Speer’in anne babası bir süre önce ona telaşla telefon açmışlardı. En küçük oğulları Ernst’in “sadece kısmen çatılı ve duvarsız” bir ahırdan oluşan “ilkel bir sahra hastanesi”nde sarılık yüzünden ateşler içinde, şişkin bacaklarla ve böbrek ağrılarıyla yattığını yeni öğrenmişlerdi. Speer’in annesi telefonda hıçkırdı: “Ona bunu yapamazsın.” Babası da şunu söyledi: “Onu oradan çıkarmak için, herkes bir yana, senin elinden bir şey gelmemesi olacak şey değil.” Speer’in çaresizlik ve suçluluk duygusu önceki yıl Hitler’in üst düzey görevlilerin kendi akrabalarına lehine nüfuz kullanmamalarına dair talimatı doğrultusunda, kardeşini harekât bittiğinde Fransa’ya naklini sağlama vaadiyle kandırmış olmasından dolayı ağırlaştı. Stalingrad’daki Ernst gelen son mektubunda, sahra hastanesinde hasta arkadaşlarının ölmesini seyretmeye dayanamadığını belirmekteydi.
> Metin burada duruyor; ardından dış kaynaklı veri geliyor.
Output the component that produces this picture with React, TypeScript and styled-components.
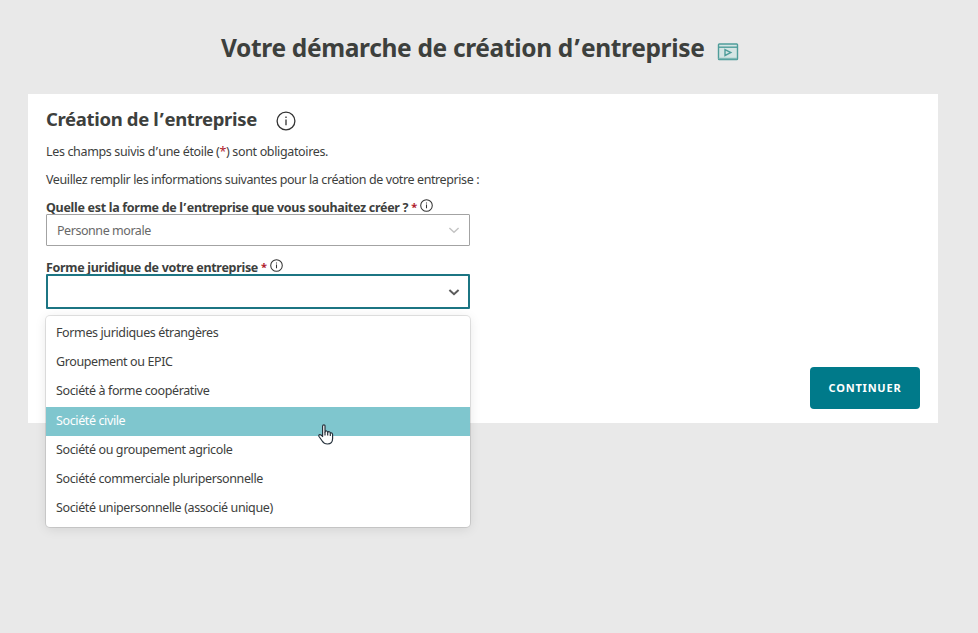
import React from "react";
import styled, { createGlobalStyle, css } from "styled-components";

const GlobalStyle = createGlobalStyle`
  * { box-sizing: border-box; }
  body {
    margin: 0;
    background: #e9e9e9;
    color: #3d403d;
    font-family: "Noto Sans", "Open Sans", sans-serif;
  }
`;

const Page = styled.main`
  display: flex;
  flex-direction: column;
  height: 633px;
  padding: 0 40px 0 28px;
  overflow: hidden;
`;

const PageHeader = styled.header`
  display: flex;
  align-items: center;
  height: 94px;
  padding-left: 193px;
`;

const PageTitle = styled.h1`
  flex: none;
  width: 496px;
  margin: 0;
  padding-top: 2px;
  font-size: 24.5px;
  line-height: 36px;
  font-weight: 700;
  letter-spacing: -0.34px;
  white-space: nowrap;
`;

const Apostrophe = styled.span`
  padding: 0 0.06em;
`;

const Card = styled.section`
  display: flex;
  align-items: flex-end;
  justify-content: space-between;
  height: 329px;
  padding: 0 18px 14px;
  background: #fff;
`;

const Form = styled.div`
  align-self: flex-start;
  width: 424px;
`;

const CardHeader = styled.div`
  display: flex;
  align-items: center;
  height: 44px;
  padding-top: 9px;
`;

const CardTitle = styled.h2`
  flex: none;
  width: 230px;
  margin: 0;
  font-size: 18.5px;
  line-height: 28px;
  padding-bottom: 4px;
  font-weight: 700;
  letter-spacing: -0.34px;
  white-space: nowrap;
`;

const Hint = styled.p<{ $spacing: number }>`
  margin: 0;
  height: 28px;
  font-size: 12.5px;
  line-height: 28px;
  letter-spacing: ${(p) => p.$spacing}px;
  white-space: nowrap;
`;

const Required = styled.span`
  color: #b0202c;
`;

const Label = styled.label<{ $gap?: number }>`
  display: flex;
  align-items: center;
  height: 20px;
  margin-top: ${(p) => p.$gap ?? 0}px;
  font-size: 12.5px;
  line-height: 20px;
  font-weight: 700;
  letter-spacing: -0.3px;
  white-space: nowrap;
  gap: 3px;

  svg {
    margin-top: 2px;
  }

  span {
    padding-top: 8px;
  }

  span span {
    padding-top: 0;
  }

  ${Required} {
    padding-top: 6px;
    font-size: 11px;
  }
`;

const SelectBox = styled.div<{ $active?: boolean }>`
  display: flex;
  align-items: center;
  justify-content: space-between;
  height: 32px;
  padding: 0 9px 0 10px;
  border: 1px solid #a3a3a3;
  border-radius: 1px;
  background: #fff;
  color: #686868;
  font-size: 12.5px;
  letter-spacing: -0.45px;
  ${(p) =>
    p.$active &&
    css`
      height: 35px;
      padding-right: 8px;
      border: 2px solid #1c7583;
      justify-content: flex-end;
    `}
`;

const Field = styled.div`
  position: relative;
`;

const Menu = styled.ul`
  position: absolute;
  top: 42px;
  left: 0;
  width: 424px;
  height: 211px;
  margin: 0;
  padding: 3px 0 0;
  list-style: none;
  background: #fff;
  border-radius: 4px;
  box-shadow: 0 0 0 1px rgba(0, 0, 0, 0.1), 0 2px 12px rgba(0, 0, 0, 0.1);
`;

const Option = styled.li<{ $hover?: boolean }>`
  height: 29.2px;
  padding-left: 10px;
  font-size: 12.5px;
  line-height: 28px;
  letter-spacing: -0.38px;
  white-space: nowrap;
  ${(p) => p.$hover && css`background: #7fc6ce; color: #fff;`}
`;

const Pointer = styled.svg`
  position: absolute;
  left: 272px;
  top: 150px;
`;

const Submit = styled.button`
  width: 110px;
  height: 42px;
  padding: 0;
  border: 0;
  border-radius: 4px;
  background: #007a8a;
  color: #fff;
  font: 700 11px/16px "Noto Sans", sans-serif;
  letter-spacing: 0.8px;
`;

const Info = ({ size }: { size: number }) => (
  <svg width={size} height={size} viewBox="0 0 20 20" fill="none" stroke="#333" strokeWidth={size > 15 ? 1.3 : 1.6}>
    <circle cx="10" cy="10" r="8.9" />
    <path d="M10 8.6V14.2M10 5.4V7" />
  </svg>
);

const VideoSvg = styled.svg`
  flex: none;
  margin-top: 9px;
`;

const VideoIcon = () => (
  <VideoSvg width="22" height="18" viewBox="0 0 22 18" fill="none" stroke="#4f9d9a" strokeWidth="1.4">
    <rect x="1.5" y="1" width="19" height="15.5" rx="0.8" fill="#d5e5e4" />
    <path d="M1.5 4.2H20.5" />
    <path d="M1.5 15.5H20" stroke="#7fb8b5" />
    <path d="M8 6.7L13.8 9.6L8 12.5Z" />
  </VideoSvg>
);

const Chevron = ({ color, width }: { color: string; width: number }) => (
  <svg width="12" height="8" viewBox="0 0 12 8" fill="none" stroke={color} strokeWidth={width}>
    <path d="M1.4 2L6 6.2L10.6 2" />
  </svg>
);

const options = [
  "Formes juridiques étrangères",
  "Groupement ou EPIC",
  "Société à forme coopérative",
  "Société civile",
  "Société ou groupement agricole",
  "Société commerciale pluripersonnelle",
  "Société unipersonnelle (associé unique)",
];

export default function App() {
  return (
    <Page>
      <GlobalStyle />
      <PageHeader>
        <PageTitle>Votre démarche de création d<Apostrophe>’</Apostrophe>entreprise</PageTitle>
        <VideoIcon />
      </PageHeader>
      <Card>
        <Form>
          <CardHeader>
            <CardTitle>Création de l<Apostrophe>’</Apostrophe>entreprise</CardTitle>
            <Info size={20} />
          </CardHeader>
          <Hint $spacing={-0.35}>
            Les champs suivis d<Apostrophe>’</Apostrophe>une étoile (<Required>*</Required>) sont obligatoires.
          </Hint>
          <Hint $spacing={-0.4}>Veuillez remplir les informations suivantes pour la création de votre entreprise :</Hint>
          <Label>
            <span>Quelle est la forme de l<Apostrophe>’</Apostrophe>entreprise que vous souhaitez créer ?</span>
            <Required>*</Required>
            <Info size={13} />
          </Label>
          <SelectBox>
            Personne morale
            <Chevron color="#c4c4c4" width={1.5} />
          </SelectBox>
          <Label $gap={8}>
            <span>Forme juridique de votre entreprise</span>
            <Required>*</Required>
            <Info size={13} />
          </Label>
          <Field>
            <SelectBox $active>
              <Chevron color="#5c5c5c" width={2} />
            </SelectBox>
            <Menu>
              {options.map((label, i) => (
                <Option key={label} $hover={i === 3}>{label}</Option>
              ))}
            </Menu>
            <Pointer width="16" height="21" viewBox="0 0 16 21" fill="#fff" stroke="#26323c" strokeWidth="1.2" strokeLinejoin="round">
              <path d="M4.6 12.5V2.2Q4.6.8 5.8.8T7 2.2V8Q7.5 6.8 8.6 7T9.7 8.5Q10.3 7.4 11.3 7.8T12.3 9.2Q14.6 8.2 14.6 11V14.5Q14.6 20 9.5 20Q6 20 4.2 17L1 12.5Q.4 11 1.6 10.6T4.6 12.5Z" />
              <path d="M7 8V11.5M9.7 8.5V11.5M12.3 9.2V12" />
            </Pointer>
          </Field>
        </Form>
        <Submit>CONTINUER</Submit>
      </Card>
    </Page>
  );
}
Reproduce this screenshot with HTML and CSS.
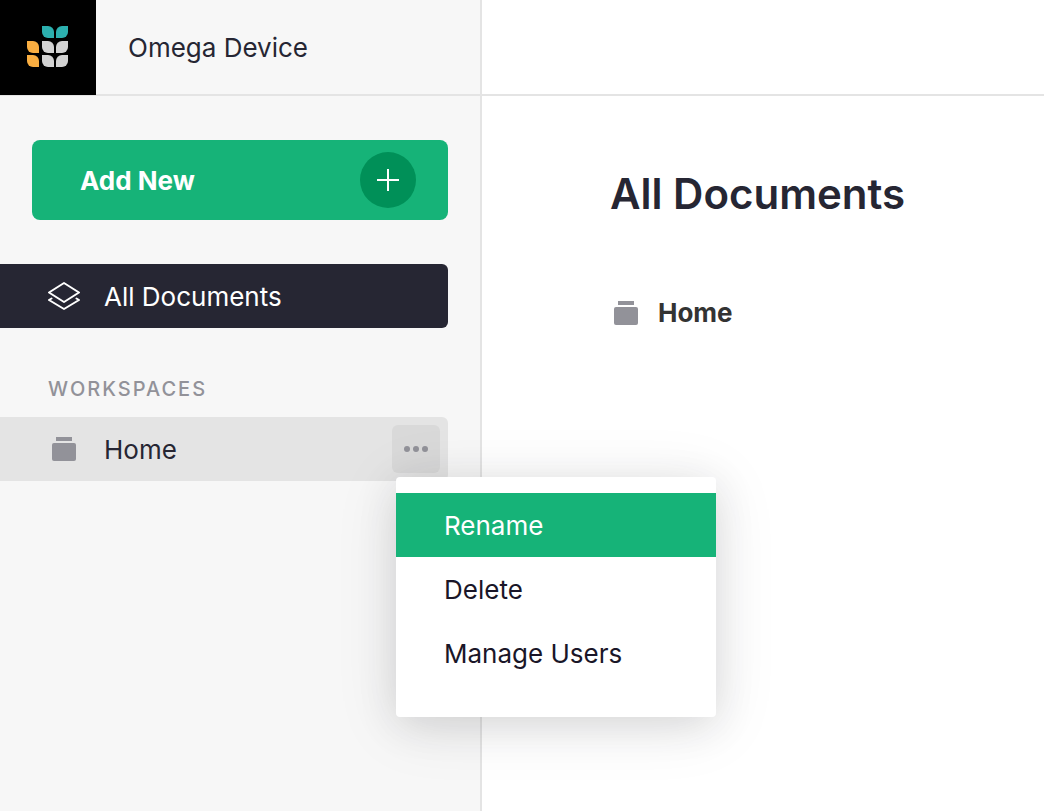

Acayip biçimde şişkin kol ve bacaklarına, marazi zayıflığına rağmen cephe hattındaki silah arkadaşlarına katılmıştı.***

Albert Speer ve kardeşi Ernst’in çocukluk yıllarından kalma bir fotoğrafları. (Fotoğraf Martin Kitchen’ın “Speer: Hitler’s Architect” adlı çalışmasından alınmıştır.)

Sereny Gitta’nın Albert Speer’la bizzat yaptığı görüşmelerden derlediği kitabı incelendiğinde daha sonra Ernst’i bulmak için yapılan girişimlerin sonuçsuz kaldığını ve “kayıp” statüsüne alınan kardeşin büyük ihtimalle Stalingrad’da öldüğünü görüyoruz. Speer’in, Hitler’in yeğeni Leo Raubal’a karşı bile ayrıcalık tanımayı reddettiğini bilip de mi böyle bir girişimde bulunmadığını, yoksa sadece sözü geçen ve araştırılmaya değer bu talimat üzerinden mi kardeşini kurtarmak için nüfuzunu kullanmaya teşebbüs etmediğini bilmiyoruz. Lâkin her halükarda Ernst Speer’in, Alman tarafı için bir çeşit “harp nepotizmi” söz konusu olmadığının bir başka tezahürü olacak şekilde tarihte yerini aldığı anlaşılıyor.

Kaynaklar

*Milan, Hauner, Hitler: A Chronology of his Life and Time, s.181, Macmillan, Londra, 1983.

**Sereny, Gitta, Albert Speer: His Battle With Truth, s.364–365, Londra, 1995.

***Beevor, Antony, Stalingrad, s.343–344, YKY, İstanbul, 2014.